In Germany, it is of high importance that communication takes place through the person responsible for the specific topic. People appreciate if they are kept in the loop in emails (CC) and some tend to react adversely if they are “left out”.

While language skills in general have improved, especially elder German businesspeople might still have issues with the English, so it is recommended to speak slowly and as clear as possible. For professional communication, Germans prefer to communicate via email or phone. In regard to alternative communication channels, Germans are very particular about their privacy, so contacting individuals via Facebook or WhatsApp should be avoided unless otherwise advised, as those channels are reserved for private matters. For professional networking, locals either use XING or LinkedIn.

Germans are in general very friendly and open minded with a great respect for other cultures. Most Germans will be glad to “forgive” any cross-cultural mistakes if they see that the foreigners are interested in and try to understand the German culture.
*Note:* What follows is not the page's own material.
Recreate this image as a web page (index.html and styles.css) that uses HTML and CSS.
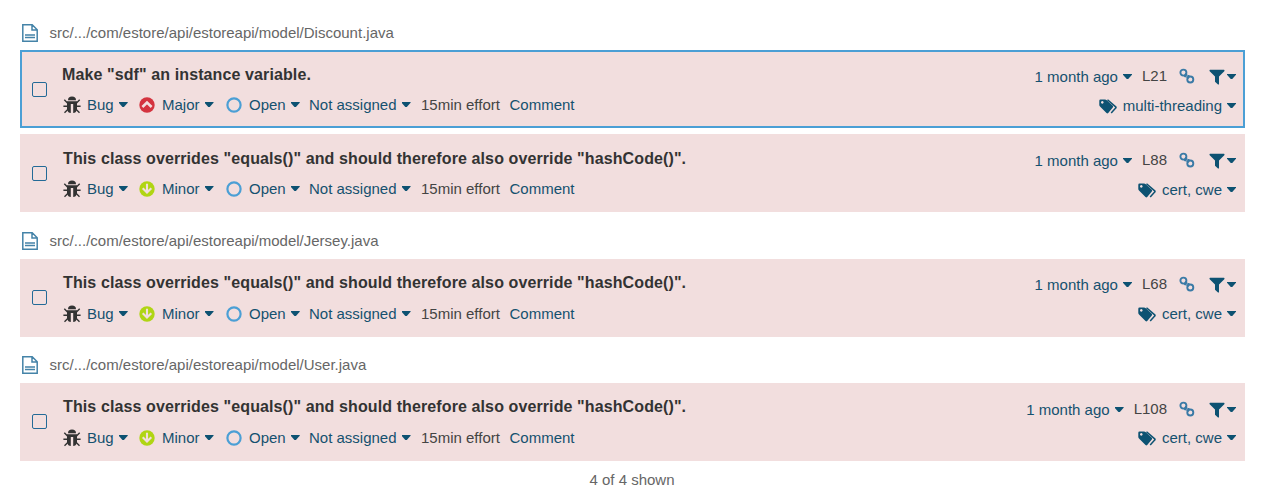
FILE: index.html
```
<!DOCTYPE html>
<html lang="en">
<head>
<meta charset="utf-8">
<title>Issues</title>
<link rel="stylesheet" href="styles.css">
</head>
<body>
<svg class="sprite" aria-hidden="true">
  <symbol id="file" viewBox="0 0 16 18"><path d="M.8.8h9.400l5 5v11.400H.8zM10 .8V6h5.200M3 11h10M3 13.500h10" fill="none" stroke="currentColor" stroke-width="1.500"/></symbol>
  <symbol id="bug" viewBox="0 0 18 18"><path d="M5 4.200a4 3.700 0 0 1 8 0zM4 5.300h10v8.200Q13 17 10.200 17V8H7.800v9Q5 17 4 13.500z" fill="currentColor"/><path d="M4.500 7 1.300 3.800M13.500 7l3.200-3.200M4.500 10.300H.4M13.500 10.300h4.100M5 13.200l-3.500 3.500M13 13.200l3.500 3.500" fill="none" stroke="currentColor" stroke-width="1.400"/></symbol>
  <symbol id="major" viewBox="0 0 16 16"><circle cx="8" cy="8" r="7.700" fill="#d4333f"/><path d="M3.400 10 8 5.600l4.600 4.400" fill="none" stroke="#f2dede" stroke-width="2.600"/></symbol>
  <symbol id="minor" viewBox="0 0 16 16"><circle cx="8" cy="8" r="7.700" fill="#b0d513"/><path d="M8 2.800v8.500M3.700 7.200 8 11.500l4.300-4.300" fill="none" stroke="#f2dede" stroke-width="2.100"/></symbol>
  <symbol id="open" viewBox="0 0 16 16"><circle cx="8" cy="8" r="6.600" fill="none" stroke="#4b9fd5" stroke-width="2.200"/></symbol>
  <symbol id="link" viewBox="0 0 16 16"><g fill="none" stroke="#3a7aa6" stroke-width="1.900"><circle cx="4.400" cy="4.600" r="3"/><circle cx="11.300" cy="11.500" r="3"/><path d="M6.300 5.400 7.800 7.300M8.100 8.600l1.600 1.900M5.200 8l2.400.600M8.300 7.600l2.200.500"/></g></symbol>
  <symbol id="filter" viewBox="0 0 16 16"><path d="M1 .8h14q1 .5.300 1.400L10 7.500v7.700q-.4.700-1 .2L6 12.700V7.500L.7 2.200Q0 1.300 1 .8z" fill="currentColor"/></symbol>
  <symbol id="tags" viewBox="0 0 18 16"><path fill-rule="evenodd" d="M1.500 1.500H6q1 0 1.800.8l6 5.500q.8.800 0 1.700L9.200 15q-.8.800-1.700 0L1 8.500Q.3 7.800.3 6.900V2.700Q.3 1.500 1.500 1.500zM3.300 3.100a1.300 1.300 0 1 0 .01 0z" fill="currentColor"/><path d="M8.500 1.800 16.700 8.900q.6.600 0 1.200l-4.500 4.900" fill="none" stroke="currentColor" stroke-width="1.500"/></symbol>
</svg>
<main class="issues" id="issues"></main>
<footer class="count">4 of 4 shown</footer>
<script src="app.js"></script>
</body>
</html>
```

FILE: styles.css
```
body { margin: 0; background: #fff; color: #444; font: 15px/20px "Liberation Sans", Arial, sans-serif; }
.sprite { position: absolute; width: 0; height: 0; }
.issues { padding: 18px 24px 0 20px; }
.file { display: flex; align-items: center; height: 30px; margin-bottom: 2px; color: #666; }
.file .icon { width: 16px; height: 18px; margin: 0 11.500px 0 2px; color: #4483a8; }
.issue { display: flex; box-sizing: border-box; height: 78px; margin-bottom: 6px; border: 2px solid #f2dede; background: #f2dede; }
.issue.selected { border-color: #4b9fd5; }
.issue + .file { margin-top: 14px; margin-bottom: 3px; }
.issue + .file .icon { margin-top: -1px; }
.issue + .file ~ .file { margin-top: 13px; }
.check { box-sizing: border-box; width: 15px; height: 15px; margin: 30px 15px 0 10px; border: 1px solid #236a97; border-radius: 2px; }
.main { flex: 1; padding-top: 13px; }
.title { margin: 0; padding-left: 1px; color: #333; font-size: 16px; line-height: 20px; font-weight: bold; letter-spacing: .108px; }
.selected .title { padding-left: 0; }
.meta { display: grid; grid-template-columns: 76px 87px 83px 112px 88.500px auto; height: 20px; margin-top: 10px; padding-left: 1px; }
.file + .issue:not(.selected) .check { margin-top: 29px; }
.file + .issue:not(.selected) .main { padding-top: 12px; }
.file + .issue:not(.selected) .meta { margin-top: 11px; }
.file + .issue:not(.selected) .side { padding-top: 14px; }
.file + .issue:not(.selected):last-child .side { padding-top: 15px; }
.item { display: flex; align-items: center; color: #15516f; white-space: nowrap; }
.item .icon { width: 16px; height: 16px; margin-right: 7px; }
.item .bug { width: 18px; height: 18px; margin: 0 6px 0 0; color: #333; }
.caret { width: 9px; height: 5px; margin: -1px 0 0 5px; background: #0d5272; clip-path: polygon(0 0, 100% 0, 100% 15%, 58% 100%, 42% 100%, 0 15%); }
.plain { color: #444; }
.side { padding: 15px 7px 0 0; }
.line { display: flex; justify-content: flex-end; align-items: center; height: 20px; }
.line + .line { margin-top: 9px; }
.issue:last-child .line + .line { margin-top: 8px; }
.number { margin: -2px 12px 0 10px; }
.line .link { width: 16px; height: 16px; margin: -2px 14px 0 0; }
.line .filter { width: 16px; height: 16px; color: #0d5272; }
.line .filter + .caret { margin-left: 2px; }
.line .tags { width: 18px; height: 16px; margin-right: 6px; color: #0d5272; }
.count { padding: 3px 5px 0 0; text-align: center; color: #666; }
```

FILE: app.js
```
const icon = (id) => `<svg class="icon ${id}"><use href="#${id}"/></svg>`;
const caret = '<span class="caret"></span>';
const fileRow = (name) => `<div class="file">${icon('file')}<span>src/.../com/estore/api/estoreapi/model/${name}.java</span></div>`;
const issueRow = (title, severity, line, tags, selected) => `
<article class="issue ${selected ? 'selected' : ''}">
  <span class="check"></span>
  <div class="main">
    <h3 class="title">${title}</h3>
    <div class="meta">
      <span class="item">${icon('bug')}<span>Bug</span>${caret}</span>
      <span class="item">${icon(severity.toLowerCase())}<span>${severity}</span>${caret}</span>
      <span class="item">${icon('open')}<span>Open</span>${caret}</span>
      <span class="item"><span>Not assigned</span>${caret}</span>
      <span class="item plain">15min effort</span>
      <span class="item">Comment</span>
    </div>
  </div>
  <div class="side">
    <div class="line"><span class="item">1 month ago${caret}</span><span class="number">L${line}</span>${icon('link')}${icon('filter')}${caret}</div>
    <div class="line">${icon('tags')}<span class="item">${tags}${caret}</span></div>
  </div>
</article>`;
const equalsTitle = 'This class overrides "equals()" and should therefore also override "hashCode()".';
document.getElementById('issues').innerHTML = [
  fileRow('Discount'),
  issueRow('Make "sdf" an instance variable.', 'Major', 21, 'multi-threading', true),
  issueRow(equalsTitle, 'Minor', 88, 'cert, cwe'),
  fileRow('Jersey'),
  issueRow(equalsTitle, 'Minor', 68, 'cert, cwe'),
  fileRow('User'),
  issueRow(equalsTitle, 'Minor', 108, 'cert, cwe')
].join('');
```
Most will be keen on sharing further insights into the German culture, but only if asked to do so. On the other hand – Germans are very curious to get to know more about foreign cultures even though they might not actively ask because they do not want to cause any discomfort to the foreigner. Most are very aware of cultural differences and will try everything to make foreigners feel welcome and comfortable. If there are any doubts or questions, one should use the “German straightforwardness” and just ask, no matter how irrelevant a question might seem.